Malina recently graduated this July.

My name is Malina Preda and I am graduating this year from University of Essex. My evolution through three years spent in university was impressive as I enjoyed lots of work experience in my final year which increased my learning outcomes, skills and employability. My first year of university was the hardest because I’m not a native english speaker, the language barrier made the process really difficult and I could not show the best abilities I have. I had lots of rejections in the first and second year which made me feel I did not achieve enough and it was not a good idea to continue the process, but the final year showed me that just a bit of experience can make a big difference.

When it was the time to make my third-year module choices, two of the modules I chose were the Family Law module and the Law Placement module.
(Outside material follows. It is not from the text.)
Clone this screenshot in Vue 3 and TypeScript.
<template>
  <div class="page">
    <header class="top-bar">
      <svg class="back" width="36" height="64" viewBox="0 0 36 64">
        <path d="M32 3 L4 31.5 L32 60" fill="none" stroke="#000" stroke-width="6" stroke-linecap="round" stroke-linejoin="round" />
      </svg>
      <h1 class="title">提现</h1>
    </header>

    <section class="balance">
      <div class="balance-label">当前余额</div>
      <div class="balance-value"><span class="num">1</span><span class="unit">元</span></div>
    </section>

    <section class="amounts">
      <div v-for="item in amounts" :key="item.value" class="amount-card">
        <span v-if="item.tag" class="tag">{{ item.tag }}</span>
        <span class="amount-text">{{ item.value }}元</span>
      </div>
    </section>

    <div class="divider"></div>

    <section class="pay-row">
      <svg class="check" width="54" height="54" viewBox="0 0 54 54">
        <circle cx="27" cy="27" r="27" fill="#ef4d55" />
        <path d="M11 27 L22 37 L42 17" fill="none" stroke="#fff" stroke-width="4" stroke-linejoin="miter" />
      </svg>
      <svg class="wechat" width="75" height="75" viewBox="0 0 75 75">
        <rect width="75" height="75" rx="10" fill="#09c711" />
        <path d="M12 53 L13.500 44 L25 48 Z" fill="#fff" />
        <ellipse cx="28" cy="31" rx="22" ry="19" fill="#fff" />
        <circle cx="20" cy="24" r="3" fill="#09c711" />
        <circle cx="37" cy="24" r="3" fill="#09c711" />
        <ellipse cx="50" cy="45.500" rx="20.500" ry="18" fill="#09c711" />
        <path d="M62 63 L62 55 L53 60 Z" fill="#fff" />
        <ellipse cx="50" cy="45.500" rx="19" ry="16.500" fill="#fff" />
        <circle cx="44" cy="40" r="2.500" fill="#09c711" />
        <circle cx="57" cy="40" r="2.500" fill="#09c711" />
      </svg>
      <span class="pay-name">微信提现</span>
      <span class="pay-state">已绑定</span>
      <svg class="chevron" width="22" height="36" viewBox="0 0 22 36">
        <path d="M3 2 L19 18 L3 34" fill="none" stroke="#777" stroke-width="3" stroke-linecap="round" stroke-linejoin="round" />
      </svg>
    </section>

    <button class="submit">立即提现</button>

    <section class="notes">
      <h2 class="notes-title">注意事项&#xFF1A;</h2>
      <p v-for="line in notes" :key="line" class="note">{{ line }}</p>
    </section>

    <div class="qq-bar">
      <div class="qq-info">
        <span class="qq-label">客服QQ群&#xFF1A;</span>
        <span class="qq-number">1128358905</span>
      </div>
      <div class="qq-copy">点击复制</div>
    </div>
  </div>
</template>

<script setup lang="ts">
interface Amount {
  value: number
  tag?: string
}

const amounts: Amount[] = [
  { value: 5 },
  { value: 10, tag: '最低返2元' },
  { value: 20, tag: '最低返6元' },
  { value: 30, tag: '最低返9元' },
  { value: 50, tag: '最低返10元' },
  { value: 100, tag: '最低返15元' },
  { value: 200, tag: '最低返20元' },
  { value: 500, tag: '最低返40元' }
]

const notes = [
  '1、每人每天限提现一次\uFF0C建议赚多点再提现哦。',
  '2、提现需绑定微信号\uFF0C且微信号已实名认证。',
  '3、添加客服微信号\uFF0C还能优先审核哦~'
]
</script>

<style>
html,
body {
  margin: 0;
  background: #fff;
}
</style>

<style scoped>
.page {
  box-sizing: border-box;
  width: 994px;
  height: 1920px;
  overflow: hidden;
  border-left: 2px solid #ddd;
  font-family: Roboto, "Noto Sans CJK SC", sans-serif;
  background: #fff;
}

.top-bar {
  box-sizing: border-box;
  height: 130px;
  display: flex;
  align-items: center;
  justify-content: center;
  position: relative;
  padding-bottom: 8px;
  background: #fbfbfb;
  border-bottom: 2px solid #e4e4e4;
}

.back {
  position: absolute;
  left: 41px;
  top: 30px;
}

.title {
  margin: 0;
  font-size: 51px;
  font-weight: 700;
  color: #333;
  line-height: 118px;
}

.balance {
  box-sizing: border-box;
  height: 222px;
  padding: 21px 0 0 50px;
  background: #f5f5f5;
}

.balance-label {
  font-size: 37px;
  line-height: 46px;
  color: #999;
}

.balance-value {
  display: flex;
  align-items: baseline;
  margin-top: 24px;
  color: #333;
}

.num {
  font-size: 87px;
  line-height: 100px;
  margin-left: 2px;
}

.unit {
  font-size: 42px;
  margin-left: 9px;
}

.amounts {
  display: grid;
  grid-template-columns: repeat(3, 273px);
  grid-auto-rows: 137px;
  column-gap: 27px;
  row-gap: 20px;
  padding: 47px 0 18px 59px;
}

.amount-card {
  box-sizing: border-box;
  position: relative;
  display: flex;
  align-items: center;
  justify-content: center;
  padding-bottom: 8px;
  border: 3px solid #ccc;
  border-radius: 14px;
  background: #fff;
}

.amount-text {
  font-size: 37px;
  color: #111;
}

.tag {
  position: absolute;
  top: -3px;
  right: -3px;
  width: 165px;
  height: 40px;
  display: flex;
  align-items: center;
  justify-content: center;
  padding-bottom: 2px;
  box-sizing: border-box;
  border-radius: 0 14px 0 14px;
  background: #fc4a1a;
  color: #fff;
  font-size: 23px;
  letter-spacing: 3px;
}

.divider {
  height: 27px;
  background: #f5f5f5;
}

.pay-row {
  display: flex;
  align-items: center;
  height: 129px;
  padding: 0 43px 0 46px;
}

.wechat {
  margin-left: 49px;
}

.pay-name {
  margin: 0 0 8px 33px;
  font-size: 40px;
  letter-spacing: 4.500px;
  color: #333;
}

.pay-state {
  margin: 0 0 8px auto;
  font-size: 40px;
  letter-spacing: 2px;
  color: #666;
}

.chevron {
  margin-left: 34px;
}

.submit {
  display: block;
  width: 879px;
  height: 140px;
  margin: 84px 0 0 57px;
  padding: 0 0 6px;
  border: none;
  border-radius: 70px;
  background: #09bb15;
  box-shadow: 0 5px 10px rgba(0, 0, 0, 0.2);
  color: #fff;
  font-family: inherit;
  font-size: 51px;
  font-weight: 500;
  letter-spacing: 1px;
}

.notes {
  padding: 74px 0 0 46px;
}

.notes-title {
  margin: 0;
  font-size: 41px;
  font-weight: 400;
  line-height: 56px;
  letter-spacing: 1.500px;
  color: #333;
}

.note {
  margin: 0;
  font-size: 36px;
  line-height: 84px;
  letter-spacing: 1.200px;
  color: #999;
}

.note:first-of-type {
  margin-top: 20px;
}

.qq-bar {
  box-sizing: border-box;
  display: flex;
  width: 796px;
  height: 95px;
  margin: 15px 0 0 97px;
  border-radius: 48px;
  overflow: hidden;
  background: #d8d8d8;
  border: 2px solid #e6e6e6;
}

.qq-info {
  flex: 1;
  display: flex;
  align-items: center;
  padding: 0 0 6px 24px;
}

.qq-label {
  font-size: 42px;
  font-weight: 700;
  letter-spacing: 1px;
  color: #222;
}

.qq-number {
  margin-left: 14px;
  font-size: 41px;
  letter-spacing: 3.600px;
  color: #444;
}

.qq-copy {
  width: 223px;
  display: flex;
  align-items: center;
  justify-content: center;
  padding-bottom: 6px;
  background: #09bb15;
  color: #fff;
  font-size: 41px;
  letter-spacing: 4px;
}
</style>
I chose the Law Placement module because it would give me an opportunity to secure some experience and develop skills relevant to a law career. I heard about Support Through Court (Chelmsford) and Suffolk Law Centre (Ipswich) who provide support for people who could not get legal advice or support in the court process. These placements would give me the chance to learn more about different areas of law such as family law, employment law, and housing law. I applied and I was successful in securing the roles which make me feel more confident in my abilities to show what I can achieve and do.
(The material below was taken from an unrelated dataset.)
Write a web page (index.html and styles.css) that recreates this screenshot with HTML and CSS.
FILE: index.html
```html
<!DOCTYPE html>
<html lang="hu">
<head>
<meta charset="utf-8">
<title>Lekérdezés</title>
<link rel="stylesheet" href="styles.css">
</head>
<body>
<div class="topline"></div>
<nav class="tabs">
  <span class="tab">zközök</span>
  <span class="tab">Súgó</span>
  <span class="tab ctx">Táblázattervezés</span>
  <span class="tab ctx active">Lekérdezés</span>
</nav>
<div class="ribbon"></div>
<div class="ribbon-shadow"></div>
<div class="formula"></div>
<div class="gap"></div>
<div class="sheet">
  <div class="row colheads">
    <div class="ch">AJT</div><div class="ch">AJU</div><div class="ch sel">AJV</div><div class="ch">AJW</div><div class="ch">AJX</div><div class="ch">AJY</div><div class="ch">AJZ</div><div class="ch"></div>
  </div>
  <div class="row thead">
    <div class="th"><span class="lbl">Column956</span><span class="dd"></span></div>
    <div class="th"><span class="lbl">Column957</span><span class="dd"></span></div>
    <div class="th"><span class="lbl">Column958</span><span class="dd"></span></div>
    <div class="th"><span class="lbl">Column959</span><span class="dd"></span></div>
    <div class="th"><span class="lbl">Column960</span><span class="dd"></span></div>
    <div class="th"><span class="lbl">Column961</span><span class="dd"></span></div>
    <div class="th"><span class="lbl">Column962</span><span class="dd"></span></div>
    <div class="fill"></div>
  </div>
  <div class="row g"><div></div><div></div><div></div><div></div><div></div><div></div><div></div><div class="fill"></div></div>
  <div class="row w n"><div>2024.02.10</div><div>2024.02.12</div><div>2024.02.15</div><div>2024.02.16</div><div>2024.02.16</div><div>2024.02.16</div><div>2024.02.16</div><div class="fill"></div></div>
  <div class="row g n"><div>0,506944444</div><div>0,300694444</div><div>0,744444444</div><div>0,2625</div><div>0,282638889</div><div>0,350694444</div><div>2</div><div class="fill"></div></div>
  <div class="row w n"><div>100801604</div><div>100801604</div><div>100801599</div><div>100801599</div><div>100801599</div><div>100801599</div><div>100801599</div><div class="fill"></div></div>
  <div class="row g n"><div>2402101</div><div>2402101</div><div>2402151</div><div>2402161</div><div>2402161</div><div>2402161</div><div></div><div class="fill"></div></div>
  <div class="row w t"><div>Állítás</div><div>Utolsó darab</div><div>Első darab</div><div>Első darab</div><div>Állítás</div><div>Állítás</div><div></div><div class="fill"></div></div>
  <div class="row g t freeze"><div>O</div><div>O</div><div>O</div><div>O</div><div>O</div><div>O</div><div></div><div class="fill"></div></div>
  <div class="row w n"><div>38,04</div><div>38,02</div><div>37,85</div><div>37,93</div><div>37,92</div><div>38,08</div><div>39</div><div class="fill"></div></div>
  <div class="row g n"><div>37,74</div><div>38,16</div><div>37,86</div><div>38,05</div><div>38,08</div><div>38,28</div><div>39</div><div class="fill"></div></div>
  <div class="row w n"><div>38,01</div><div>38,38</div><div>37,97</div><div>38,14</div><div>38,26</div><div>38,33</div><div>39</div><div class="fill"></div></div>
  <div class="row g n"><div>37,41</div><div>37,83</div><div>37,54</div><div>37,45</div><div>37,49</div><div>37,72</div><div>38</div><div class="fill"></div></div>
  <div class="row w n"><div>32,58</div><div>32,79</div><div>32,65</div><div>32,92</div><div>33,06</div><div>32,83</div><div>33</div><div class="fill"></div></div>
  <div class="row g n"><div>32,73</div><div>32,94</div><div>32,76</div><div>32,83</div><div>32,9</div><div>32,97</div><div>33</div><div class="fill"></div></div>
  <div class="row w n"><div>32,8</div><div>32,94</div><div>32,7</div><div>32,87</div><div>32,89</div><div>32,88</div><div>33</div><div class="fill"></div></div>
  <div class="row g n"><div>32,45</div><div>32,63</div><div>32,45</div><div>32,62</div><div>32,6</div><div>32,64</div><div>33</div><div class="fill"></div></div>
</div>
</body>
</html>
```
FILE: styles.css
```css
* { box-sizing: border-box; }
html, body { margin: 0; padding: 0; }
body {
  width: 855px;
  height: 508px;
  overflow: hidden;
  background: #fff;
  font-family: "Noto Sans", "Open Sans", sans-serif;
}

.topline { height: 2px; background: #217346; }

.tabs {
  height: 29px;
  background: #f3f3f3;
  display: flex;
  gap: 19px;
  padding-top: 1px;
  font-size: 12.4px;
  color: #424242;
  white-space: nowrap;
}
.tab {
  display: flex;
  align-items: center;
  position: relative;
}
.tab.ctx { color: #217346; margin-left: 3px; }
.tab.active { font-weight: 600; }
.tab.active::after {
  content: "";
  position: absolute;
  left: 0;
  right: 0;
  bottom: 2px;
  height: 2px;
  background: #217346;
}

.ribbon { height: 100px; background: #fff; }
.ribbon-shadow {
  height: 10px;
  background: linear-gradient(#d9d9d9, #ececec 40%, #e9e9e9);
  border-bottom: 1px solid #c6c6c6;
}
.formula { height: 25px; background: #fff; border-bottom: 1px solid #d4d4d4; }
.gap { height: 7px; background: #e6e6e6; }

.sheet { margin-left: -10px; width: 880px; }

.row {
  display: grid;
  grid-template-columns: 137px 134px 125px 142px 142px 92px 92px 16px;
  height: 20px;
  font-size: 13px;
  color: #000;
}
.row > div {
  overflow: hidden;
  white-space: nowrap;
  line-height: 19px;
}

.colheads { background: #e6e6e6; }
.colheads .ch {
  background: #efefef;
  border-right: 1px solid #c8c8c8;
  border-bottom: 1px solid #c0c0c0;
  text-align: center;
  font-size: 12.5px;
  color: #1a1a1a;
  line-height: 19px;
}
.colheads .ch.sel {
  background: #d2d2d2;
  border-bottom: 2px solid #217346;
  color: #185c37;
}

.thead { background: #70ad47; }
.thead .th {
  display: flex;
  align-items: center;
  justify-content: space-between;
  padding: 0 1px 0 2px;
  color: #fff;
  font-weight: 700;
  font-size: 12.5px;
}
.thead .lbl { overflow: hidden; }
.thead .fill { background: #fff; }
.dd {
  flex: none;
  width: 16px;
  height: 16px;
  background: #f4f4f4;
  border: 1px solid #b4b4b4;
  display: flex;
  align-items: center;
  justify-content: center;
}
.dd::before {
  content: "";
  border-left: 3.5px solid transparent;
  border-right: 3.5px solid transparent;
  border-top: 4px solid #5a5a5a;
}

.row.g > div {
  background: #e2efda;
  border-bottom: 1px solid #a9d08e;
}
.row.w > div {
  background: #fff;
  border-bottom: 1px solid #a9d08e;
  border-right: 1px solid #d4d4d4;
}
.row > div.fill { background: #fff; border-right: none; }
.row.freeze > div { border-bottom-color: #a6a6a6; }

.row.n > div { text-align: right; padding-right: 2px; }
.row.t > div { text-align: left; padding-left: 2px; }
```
I began volunteering two days per week with Support Through Court (STC) in Chelmsford and one day per week with the Suffolk Law Centre (ISCRE) in Ipswich. Due to my lecturer’s encouragement, I felt more optimistic for my future and confident about my abilities. I could discover that I am capable in what I am doing and I need to be more confident in my knowledge. After I received the opportunity to volunteer with ISCRE and STC, the Citizens Advice Bureau also gave me the chance to volunteer when I have time.
I could see how getting a little experience in some places can increase the probability of volunteering or working in different organisations. I understood that experience improves basic skills, which become exceptional with more time spent in practice. During the placements, I developed essential transferable skills like communication, listening, analysis, attention to detail and teamwork.

I spent a lot of time with STC, and I am proud of my achievements there. I developed excellent communication skills, speaking face to face or over the phone, listening properly to clients, and taking notes during hearings which increased my attention and focus. All the time spent there I treated with passion, love, and curiosity and was cheerful for all the cases I dealt with. I enjoyed working there and felt that I was appreciated for my hard-work. I felt that sometimes I did not do enough but the next time I would always try to do better and improve my work. I tried to develop my abilities every day and I know that this will help me develop a successful career in the future.
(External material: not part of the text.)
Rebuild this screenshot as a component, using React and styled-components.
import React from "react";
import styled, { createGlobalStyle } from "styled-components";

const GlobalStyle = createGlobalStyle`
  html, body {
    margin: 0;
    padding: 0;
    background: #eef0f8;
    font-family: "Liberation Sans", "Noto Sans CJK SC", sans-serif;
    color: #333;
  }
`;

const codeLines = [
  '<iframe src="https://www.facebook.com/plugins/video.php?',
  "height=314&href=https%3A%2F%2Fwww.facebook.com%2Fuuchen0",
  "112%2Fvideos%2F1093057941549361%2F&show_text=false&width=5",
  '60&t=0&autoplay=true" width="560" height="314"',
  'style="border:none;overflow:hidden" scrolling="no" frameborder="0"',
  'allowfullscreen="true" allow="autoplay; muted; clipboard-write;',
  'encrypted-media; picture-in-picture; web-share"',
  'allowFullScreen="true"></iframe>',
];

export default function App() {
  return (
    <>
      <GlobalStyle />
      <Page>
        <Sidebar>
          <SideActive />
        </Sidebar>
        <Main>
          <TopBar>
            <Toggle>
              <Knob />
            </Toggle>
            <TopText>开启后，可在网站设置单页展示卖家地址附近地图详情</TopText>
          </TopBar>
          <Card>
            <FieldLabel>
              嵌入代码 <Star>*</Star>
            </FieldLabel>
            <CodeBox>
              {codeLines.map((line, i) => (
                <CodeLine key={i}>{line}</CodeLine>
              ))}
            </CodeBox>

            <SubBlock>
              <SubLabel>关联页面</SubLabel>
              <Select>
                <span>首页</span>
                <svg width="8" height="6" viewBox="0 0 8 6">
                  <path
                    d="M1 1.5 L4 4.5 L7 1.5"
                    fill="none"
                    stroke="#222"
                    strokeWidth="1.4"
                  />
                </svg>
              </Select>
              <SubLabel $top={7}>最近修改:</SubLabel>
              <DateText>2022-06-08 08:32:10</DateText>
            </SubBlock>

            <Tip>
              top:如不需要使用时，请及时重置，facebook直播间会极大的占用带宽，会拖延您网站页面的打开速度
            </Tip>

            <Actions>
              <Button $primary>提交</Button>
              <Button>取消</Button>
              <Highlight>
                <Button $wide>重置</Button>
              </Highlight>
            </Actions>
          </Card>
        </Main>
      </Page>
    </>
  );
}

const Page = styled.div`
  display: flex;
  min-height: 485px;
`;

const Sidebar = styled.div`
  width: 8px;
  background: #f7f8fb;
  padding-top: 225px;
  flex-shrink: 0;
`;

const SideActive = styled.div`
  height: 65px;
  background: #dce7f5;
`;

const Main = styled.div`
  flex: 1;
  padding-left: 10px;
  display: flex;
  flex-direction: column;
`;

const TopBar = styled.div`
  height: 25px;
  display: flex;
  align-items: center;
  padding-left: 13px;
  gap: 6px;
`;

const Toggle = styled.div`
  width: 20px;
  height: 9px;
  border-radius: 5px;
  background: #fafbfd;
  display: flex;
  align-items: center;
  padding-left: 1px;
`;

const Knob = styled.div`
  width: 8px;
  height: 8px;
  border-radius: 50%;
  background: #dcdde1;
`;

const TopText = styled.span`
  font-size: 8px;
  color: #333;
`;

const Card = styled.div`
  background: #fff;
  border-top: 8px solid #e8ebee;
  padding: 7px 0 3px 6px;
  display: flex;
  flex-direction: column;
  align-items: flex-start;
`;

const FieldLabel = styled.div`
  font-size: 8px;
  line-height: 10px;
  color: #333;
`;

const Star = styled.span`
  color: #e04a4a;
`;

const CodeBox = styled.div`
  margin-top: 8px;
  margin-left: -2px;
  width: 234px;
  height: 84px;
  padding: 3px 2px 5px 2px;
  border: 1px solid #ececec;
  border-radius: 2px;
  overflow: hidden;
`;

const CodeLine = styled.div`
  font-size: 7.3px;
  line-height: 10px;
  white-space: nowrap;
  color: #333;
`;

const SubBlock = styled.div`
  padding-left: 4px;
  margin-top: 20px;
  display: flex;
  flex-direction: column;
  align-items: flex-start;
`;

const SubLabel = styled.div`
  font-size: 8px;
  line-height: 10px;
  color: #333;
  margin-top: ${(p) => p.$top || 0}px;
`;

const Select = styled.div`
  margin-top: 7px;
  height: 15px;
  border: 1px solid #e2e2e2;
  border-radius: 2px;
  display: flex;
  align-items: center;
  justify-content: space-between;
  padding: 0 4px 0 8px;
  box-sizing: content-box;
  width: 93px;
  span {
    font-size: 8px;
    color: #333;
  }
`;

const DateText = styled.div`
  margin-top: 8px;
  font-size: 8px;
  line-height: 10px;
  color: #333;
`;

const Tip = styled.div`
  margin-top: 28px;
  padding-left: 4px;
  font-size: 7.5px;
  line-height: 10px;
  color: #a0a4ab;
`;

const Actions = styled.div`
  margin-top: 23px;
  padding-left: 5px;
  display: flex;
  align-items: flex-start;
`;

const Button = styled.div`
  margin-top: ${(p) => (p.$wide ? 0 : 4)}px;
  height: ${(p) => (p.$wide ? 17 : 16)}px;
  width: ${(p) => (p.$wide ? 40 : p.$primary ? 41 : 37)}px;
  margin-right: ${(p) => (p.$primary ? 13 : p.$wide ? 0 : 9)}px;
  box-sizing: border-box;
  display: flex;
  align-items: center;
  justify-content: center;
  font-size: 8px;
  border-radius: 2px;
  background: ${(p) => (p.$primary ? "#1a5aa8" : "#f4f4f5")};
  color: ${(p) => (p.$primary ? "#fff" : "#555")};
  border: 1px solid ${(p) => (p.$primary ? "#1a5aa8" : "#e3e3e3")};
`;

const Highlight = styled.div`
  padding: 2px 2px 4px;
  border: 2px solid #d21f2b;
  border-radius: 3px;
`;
I know that Family Law is the main area where I would like to develop and work and the Family Law module and the Law Placement module have helped me to develop professionally. I think the opportunities I secured through the Placement module have given me a lot of insight and I am proud I could experience this during university without fear of the language barrier which at the beginning was a big problem for me. I would highly recommend and encourage you to achieve as much work experience as you can as it will help you build networks and will open more doors for you for the future.

Please note the module, Clinical Legal Education (Law placement), is not running during the 2020-21 academic year but will be back in 2021-22. However there will be placement opportunities advertised throughout the academic year which you can do alongside your degree.